- Data records -
┌────────

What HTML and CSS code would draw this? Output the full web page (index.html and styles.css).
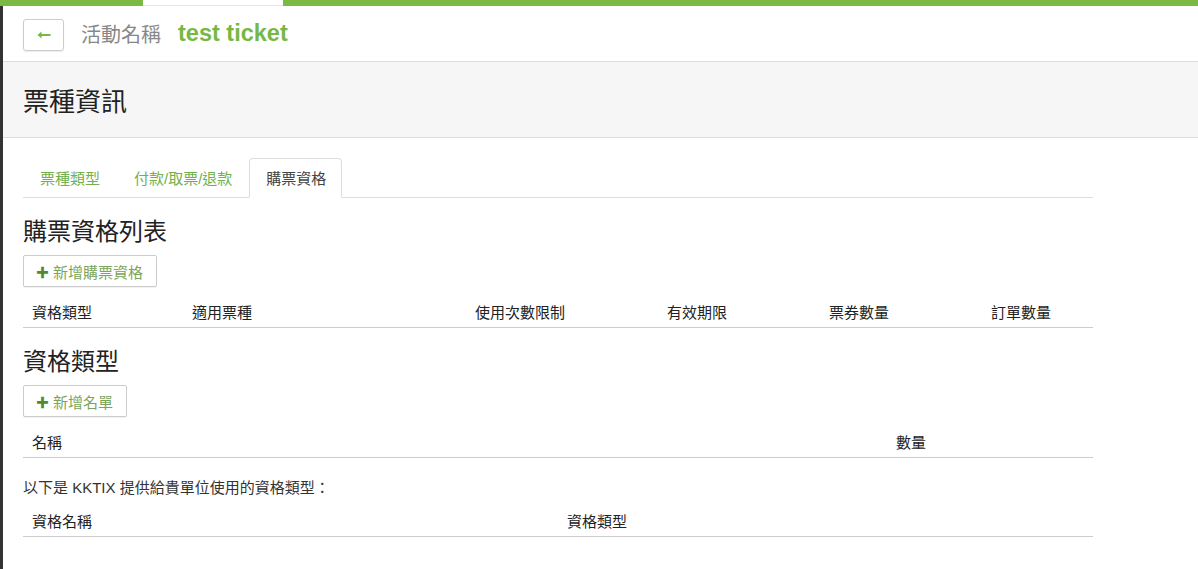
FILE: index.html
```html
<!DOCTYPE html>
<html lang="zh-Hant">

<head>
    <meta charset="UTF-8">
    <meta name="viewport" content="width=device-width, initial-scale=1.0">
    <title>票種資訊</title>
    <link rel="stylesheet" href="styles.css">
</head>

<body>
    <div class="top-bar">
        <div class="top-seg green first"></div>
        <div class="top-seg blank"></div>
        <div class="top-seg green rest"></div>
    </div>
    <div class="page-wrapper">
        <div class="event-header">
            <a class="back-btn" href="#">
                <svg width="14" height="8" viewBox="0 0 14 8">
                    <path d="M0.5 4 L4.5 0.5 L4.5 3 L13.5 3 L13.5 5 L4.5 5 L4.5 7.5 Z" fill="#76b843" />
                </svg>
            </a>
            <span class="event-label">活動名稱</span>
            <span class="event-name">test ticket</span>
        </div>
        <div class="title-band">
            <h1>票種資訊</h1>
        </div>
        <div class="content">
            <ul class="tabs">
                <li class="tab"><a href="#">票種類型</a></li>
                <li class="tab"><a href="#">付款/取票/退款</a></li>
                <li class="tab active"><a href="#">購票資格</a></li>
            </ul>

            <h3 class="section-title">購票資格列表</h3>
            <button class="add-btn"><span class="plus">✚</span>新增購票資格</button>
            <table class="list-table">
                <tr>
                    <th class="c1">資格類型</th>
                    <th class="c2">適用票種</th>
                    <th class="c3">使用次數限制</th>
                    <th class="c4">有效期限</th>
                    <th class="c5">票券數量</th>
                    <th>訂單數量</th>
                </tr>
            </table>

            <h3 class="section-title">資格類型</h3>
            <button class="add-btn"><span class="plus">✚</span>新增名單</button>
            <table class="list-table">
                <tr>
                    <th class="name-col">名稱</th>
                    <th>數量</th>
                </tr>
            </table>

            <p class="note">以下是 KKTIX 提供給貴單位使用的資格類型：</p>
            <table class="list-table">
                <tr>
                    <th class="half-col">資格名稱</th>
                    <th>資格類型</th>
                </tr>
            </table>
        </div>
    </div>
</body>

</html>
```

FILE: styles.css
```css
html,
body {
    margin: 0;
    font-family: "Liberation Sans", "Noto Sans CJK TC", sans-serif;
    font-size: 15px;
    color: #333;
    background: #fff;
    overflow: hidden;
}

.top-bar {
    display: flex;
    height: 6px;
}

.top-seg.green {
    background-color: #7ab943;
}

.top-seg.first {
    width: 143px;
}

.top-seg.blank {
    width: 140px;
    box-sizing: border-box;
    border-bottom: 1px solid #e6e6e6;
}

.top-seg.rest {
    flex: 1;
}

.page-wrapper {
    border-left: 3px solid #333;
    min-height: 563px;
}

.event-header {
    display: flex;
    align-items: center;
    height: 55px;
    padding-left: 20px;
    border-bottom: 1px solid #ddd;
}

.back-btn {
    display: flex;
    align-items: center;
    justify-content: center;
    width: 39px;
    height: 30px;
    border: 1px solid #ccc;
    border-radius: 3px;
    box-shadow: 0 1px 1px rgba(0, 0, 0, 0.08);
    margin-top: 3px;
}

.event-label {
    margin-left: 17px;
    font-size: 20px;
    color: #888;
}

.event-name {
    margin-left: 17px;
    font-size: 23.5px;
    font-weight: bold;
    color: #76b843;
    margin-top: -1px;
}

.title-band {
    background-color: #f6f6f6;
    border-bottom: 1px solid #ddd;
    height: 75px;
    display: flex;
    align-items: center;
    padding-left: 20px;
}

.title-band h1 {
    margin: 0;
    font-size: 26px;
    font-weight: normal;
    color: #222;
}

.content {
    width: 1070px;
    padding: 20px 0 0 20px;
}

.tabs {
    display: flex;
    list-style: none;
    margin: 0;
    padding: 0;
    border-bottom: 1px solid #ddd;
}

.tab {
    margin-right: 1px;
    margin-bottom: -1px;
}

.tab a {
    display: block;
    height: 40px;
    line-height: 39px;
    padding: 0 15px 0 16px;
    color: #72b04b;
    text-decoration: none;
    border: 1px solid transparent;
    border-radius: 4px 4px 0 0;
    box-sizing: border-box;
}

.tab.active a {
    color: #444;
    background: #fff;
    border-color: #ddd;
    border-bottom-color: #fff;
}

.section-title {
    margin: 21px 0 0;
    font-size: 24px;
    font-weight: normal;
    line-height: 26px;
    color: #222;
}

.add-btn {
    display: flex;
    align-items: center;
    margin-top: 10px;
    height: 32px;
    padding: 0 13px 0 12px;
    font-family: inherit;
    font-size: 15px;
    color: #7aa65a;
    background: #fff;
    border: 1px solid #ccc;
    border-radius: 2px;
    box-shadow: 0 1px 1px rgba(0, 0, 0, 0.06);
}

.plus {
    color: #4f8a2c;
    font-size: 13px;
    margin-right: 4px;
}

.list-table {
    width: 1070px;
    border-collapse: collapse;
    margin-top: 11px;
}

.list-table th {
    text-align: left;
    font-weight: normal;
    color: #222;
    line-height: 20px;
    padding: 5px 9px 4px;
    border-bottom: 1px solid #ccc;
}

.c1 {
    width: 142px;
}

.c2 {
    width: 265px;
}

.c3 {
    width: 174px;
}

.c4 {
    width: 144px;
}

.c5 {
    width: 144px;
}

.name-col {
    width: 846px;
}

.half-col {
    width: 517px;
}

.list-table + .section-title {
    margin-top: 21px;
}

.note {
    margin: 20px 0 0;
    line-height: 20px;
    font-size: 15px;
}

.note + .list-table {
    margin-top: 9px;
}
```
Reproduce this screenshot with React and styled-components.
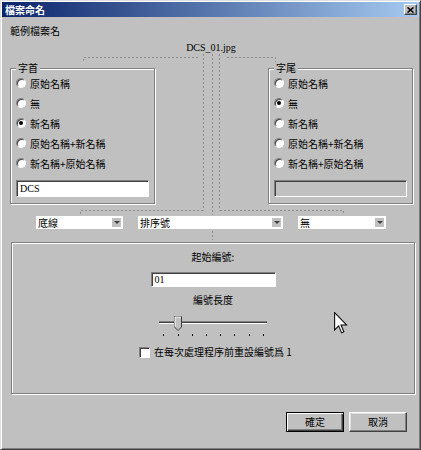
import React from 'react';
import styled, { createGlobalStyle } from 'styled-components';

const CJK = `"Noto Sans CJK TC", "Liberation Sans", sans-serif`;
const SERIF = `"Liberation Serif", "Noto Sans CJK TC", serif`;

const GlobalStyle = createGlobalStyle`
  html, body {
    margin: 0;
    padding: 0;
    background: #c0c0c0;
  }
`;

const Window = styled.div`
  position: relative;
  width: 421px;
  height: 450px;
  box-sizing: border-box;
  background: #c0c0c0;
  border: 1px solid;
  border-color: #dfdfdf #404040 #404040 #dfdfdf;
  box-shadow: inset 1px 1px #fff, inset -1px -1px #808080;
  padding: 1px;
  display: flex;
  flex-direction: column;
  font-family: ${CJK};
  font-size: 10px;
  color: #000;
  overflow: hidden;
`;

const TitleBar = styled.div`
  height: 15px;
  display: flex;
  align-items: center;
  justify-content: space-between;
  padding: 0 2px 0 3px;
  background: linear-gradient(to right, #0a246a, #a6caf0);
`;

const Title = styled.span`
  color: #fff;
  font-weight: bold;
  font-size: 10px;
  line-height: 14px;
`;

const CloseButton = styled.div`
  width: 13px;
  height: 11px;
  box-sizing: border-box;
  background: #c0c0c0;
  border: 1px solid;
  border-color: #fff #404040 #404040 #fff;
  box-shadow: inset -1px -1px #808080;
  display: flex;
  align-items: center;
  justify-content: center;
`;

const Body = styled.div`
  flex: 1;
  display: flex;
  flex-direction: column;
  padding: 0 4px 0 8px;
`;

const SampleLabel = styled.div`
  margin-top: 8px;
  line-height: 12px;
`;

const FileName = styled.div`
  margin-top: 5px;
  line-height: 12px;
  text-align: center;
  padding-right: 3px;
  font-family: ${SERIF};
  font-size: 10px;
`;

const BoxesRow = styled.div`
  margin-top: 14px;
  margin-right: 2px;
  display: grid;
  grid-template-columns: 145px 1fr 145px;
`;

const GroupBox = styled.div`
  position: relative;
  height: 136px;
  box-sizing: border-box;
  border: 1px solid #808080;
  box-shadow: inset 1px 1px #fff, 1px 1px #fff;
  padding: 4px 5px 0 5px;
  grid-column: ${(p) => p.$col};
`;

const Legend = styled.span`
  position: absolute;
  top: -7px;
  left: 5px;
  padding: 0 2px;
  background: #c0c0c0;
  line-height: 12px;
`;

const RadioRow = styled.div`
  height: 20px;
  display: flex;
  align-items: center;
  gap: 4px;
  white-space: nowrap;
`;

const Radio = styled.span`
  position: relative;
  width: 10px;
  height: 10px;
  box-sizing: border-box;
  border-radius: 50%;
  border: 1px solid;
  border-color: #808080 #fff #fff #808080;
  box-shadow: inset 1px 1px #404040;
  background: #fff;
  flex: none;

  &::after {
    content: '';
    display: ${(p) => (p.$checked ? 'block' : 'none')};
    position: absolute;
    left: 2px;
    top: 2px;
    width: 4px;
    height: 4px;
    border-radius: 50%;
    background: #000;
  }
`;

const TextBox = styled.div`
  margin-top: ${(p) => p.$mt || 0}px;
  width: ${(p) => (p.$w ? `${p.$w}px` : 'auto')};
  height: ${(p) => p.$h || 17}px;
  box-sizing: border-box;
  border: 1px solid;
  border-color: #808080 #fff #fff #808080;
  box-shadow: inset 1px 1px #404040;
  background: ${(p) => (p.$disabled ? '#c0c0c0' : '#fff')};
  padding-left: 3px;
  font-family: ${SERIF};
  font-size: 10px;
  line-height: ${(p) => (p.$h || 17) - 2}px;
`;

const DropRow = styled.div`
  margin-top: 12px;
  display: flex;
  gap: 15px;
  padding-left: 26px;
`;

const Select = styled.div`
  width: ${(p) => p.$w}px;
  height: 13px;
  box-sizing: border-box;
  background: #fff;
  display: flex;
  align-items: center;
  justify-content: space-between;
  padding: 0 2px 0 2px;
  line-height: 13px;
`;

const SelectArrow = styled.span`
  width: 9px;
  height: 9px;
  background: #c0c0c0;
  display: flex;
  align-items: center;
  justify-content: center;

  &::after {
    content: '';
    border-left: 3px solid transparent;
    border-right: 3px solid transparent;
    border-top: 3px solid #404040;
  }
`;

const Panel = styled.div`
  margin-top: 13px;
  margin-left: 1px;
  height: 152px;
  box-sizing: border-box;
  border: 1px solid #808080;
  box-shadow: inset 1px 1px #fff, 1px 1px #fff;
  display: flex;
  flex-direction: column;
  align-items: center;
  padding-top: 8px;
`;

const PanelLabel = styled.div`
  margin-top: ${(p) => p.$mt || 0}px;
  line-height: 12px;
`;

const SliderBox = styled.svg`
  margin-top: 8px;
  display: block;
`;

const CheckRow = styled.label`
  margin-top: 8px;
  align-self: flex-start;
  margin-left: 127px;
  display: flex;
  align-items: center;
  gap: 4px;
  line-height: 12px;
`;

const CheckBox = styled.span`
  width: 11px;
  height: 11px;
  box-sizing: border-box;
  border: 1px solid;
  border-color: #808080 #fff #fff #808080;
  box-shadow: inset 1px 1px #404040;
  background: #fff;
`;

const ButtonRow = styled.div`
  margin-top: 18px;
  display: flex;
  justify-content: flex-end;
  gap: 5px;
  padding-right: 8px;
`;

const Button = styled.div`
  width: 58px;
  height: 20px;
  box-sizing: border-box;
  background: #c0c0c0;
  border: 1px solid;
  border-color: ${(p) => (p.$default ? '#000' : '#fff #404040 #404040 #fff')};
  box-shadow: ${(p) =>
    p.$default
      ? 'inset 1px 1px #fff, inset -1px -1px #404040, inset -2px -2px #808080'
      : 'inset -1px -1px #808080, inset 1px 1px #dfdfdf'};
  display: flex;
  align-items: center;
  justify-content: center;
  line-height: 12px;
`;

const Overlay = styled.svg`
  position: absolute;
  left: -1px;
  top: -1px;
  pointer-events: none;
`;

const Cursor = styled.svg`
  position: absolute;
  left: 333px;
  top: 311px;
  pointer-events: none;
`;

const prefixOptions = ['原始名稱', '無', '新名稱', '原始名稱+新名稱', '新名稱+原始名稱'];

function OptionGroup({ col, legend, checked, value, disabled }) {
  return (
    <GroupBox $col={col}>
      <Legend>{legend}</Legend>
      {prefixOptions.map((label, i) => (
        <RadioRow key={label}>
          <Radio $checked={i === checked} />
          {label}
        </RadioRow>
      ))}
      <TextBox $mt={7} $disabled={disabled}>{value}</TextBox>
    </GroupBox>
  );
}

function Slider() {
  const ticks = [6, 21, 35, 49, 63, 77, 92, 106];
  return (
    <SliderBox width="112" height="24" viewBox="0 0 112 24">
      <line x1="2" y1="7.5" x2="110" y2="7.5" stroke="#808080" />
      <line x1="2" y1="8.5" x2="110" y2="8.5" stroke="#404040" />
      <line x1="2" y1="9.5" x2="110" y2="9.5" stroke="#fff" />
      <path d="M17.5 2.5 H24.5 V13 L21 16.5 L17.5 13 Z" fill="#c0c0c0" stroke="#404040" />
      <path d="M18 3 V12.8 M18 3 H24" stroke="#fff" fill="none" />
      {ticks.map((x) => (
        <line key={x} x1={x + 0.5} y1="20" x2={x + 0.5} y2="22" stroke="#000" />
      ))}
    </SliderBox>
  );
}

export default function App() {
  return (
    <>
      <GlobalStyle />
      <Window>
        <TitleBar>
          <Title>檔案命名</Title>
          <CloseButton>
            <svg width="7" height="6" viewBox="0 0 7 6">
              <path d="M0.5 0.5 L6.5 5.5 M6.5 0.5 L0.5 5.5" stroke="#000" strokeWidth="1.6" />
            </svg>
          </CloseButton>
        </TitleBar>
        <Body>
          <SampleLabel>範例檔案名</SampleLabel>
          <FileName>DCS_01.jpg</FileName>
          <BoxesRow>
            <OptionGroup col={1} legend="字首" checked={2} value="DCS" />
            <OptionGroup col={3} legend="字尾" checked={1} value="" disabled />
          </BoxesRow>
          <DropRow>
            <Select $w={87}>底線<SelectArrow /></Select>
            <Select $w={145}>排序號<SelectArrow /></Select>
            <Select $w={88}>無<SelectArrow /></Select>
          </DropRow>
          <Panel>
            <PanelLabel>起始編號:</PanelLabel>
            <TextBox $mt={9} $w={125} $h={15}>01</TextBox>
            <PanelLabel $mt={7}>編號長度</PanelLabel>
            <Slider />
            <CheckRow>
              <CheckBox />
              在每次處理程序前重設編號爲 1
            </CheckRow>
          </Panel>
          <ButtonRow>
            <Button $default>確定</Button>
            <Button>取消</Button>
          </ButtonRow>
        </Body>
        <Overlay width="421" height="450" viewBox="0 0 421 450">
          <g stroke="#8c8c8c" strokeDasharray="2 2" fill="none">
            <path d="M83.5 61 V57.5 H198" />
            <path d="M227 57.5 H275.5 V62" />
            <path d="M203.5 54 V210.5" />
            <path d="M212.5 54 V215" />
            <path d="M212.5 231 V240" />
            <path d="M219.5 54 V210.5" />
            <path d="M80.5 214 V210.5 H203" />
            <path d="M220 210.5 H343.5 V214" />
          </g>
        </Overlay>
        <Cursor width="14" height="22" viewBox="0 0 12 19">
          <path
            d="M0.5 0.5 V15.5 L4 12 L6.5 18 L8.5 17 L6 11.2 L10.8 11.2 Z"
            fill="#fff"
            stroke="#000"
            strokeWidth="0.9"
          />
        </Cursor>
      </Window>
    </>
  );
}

└────────

- Requirement -
Going through the entries above, report how many lines include the string "index". The number alone is the answer.

- Full answer -
2